The Premier added that he had found President de Gaulle “extremely well-informed and fully appreciative of our great development work and of our readiness to cooperate with young developing countries.” He said his meetings with other French statesmen were also conducted “in a practical, candid and friendly atmosphere.”

Describing his meetings with the French Jewish community and with a delegation of Jews from North Africa, who had settled in France, he said that, though there were some indications of readiness among the youth for emigration to Israel, there was not yet any hoped-for drive for that objective. He also reported that such youth were not taking advantage of opportunities to study Hebrew offered by French colleges, and that the number of Jews learning Hebrew was much smaller than non-Jews doing so.

In debate following the Premier’s statement, Menahem Beigin, leader of the Herut Party, criticized a statement made by the Premier in the United States to the effect that statements by Premier Khrushchev during his visit to Cairo were moderate. The Herut leader also criticized the Premier’s “failure” to raise during his talks with American officials the issue of West German scientists working on advanced weapons in Cairo for the Nasser regime. He also sharply criticized the Israel Government’s policy concerning West Germany.

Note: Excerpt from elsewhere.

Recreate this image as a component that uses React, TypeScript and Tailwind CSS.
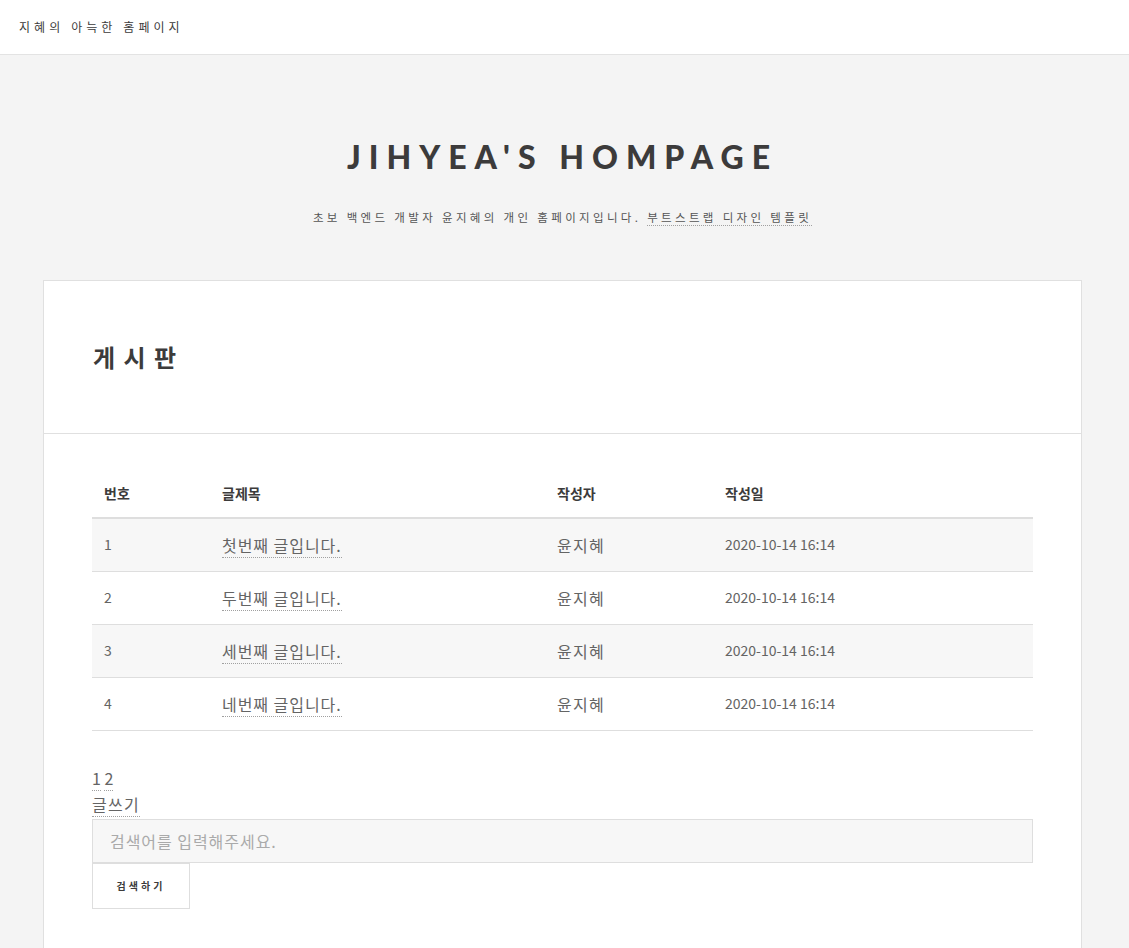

Ishar Harari, of the Liberal Party, defended the Premier’s statements on Khrushchev as correct, asserting that a foreign country was no place to attack the Soviet Union. He urged extension of Israel’s relations with African countries.

David Hacohen, of Mapai, voiced regret that the communiqued issued by the White House on the Johnson-Eshkol talks did not include a specific stipulation about the preservation of Israel’s territorial integrity. He noted that only Israel’s integrity was openly threatened in the Middle East. He also said he regretted the absence from that communique of assurances of strengthening Israel’s deterrent forces because the balance of military strength in the area had been upset.

Mr. Hacohen also voiced the hope that the Premier’s visit in Washington would bring a change of view among those in the United States who consider Nasser a stabilizing force in the area, and who believe that the Egyptian president wants peace.

During the session, the Knesset referred to committee motions by the Liberal and Herut parties which asserted there was a shortage of scientific and technological manpower in Israel. The motions charged that Israel’s institutions of higher learning had room for only about one-third of applicants in the sciences.